In fact, I'd argue that that you can't be a member of the fed and be a
libertarian, their entire purpose is to artificially manipulate the economy
through government... or quasi-governmental intervention.

------
wustl07
Maybe I missed the day where they fed us the bullshit that it all is a zero
sum game. You cannot "make a fortune" at the expense of others, but only by
offering others a better deal and, thereby, making them richer.

------
sutro
Zed's political commentary is a ghetto.

------
jpwagner
See how pointless BSchool is?

------
kingkongrevenge
Libertarianism is fundamentally about _liberty_ , not efficiency or anything
to do with government vs. corporations. The "unstated goal of most libertarian
doctrine" is to prevent people from getting bossed around or stolen from at
gunpoint. He can't even comprehend such an approach from his "let's tinker
with society for optimal outcomes" political vantage point.

------
logjam
Zed. There are _many_ more than two.

For starters:

<http://world.std.com/~mhuben/libindex.html>
<http://en.wikipedia.org/wiki/Criticism_of_libertarianism>

Notwithstanding these and the adolescent, Platonic fantasyland in which
libertarians reside, it's a source of predictable and endless amusement how
libertarians perenially attempt to present (and poorly camouflage)
simpleminded greed as supposed societal good.

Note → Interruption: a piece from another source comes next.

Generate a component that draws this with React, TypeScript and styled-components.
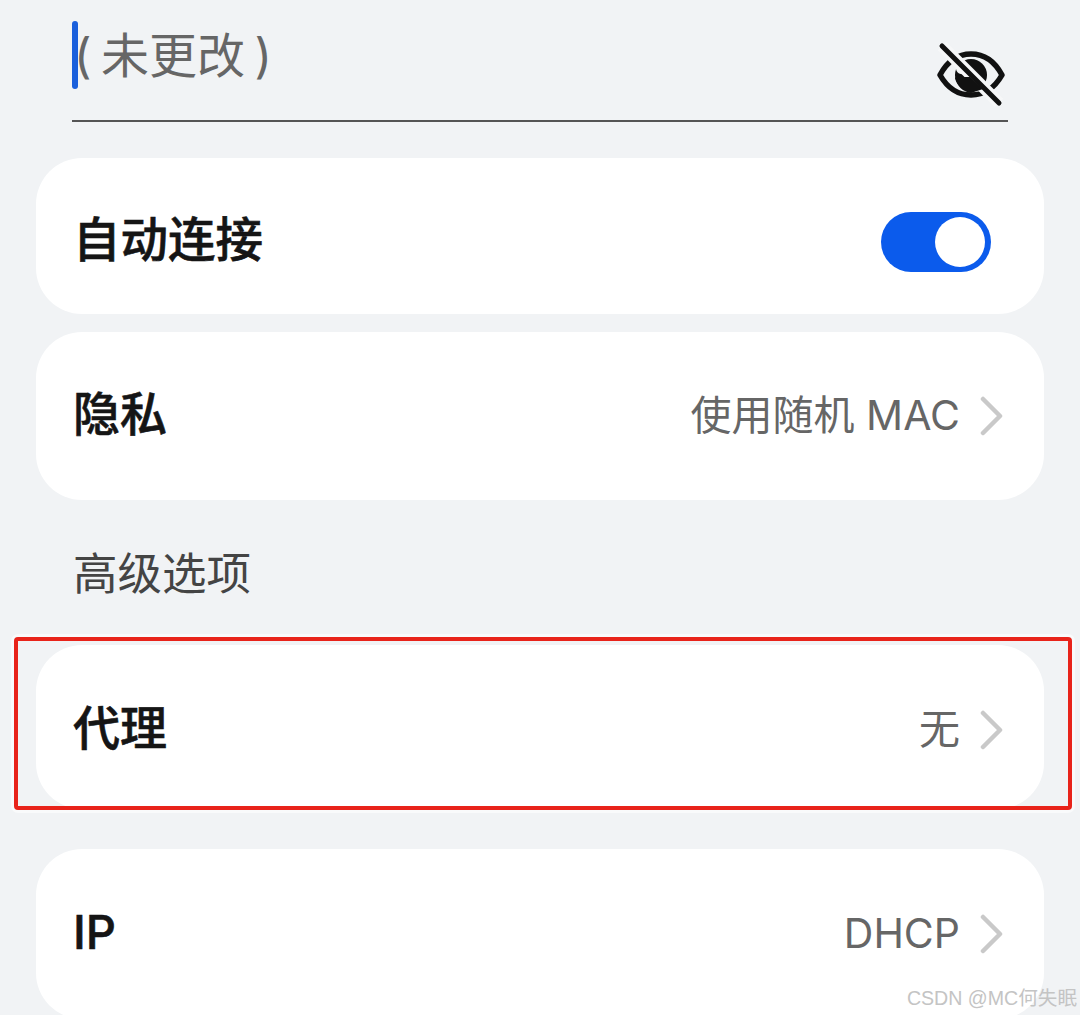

Odd, that dishonesty. And the last eight years, if not the last three decades,
further show the lie of libertarian economics.

Any libertarians celebrate the 24th anniversary of Bhopal (and all the
subsequent "market corrections" of Union Carbide) back in December?

------
KirinDave
This is the first well-written, lucid piece of writing on zedshaw.com in a
long time, and it's actually quite good. For those of you turned off by just
the name Zed Shaw, put that aside for a second. I'm not sure I agree with what
he's saying, but there is no cursing, complaining about mean people, or
talking about how unfair the ruby/rails community has been.

Maybe he _is_ going to keep that no-rant promise.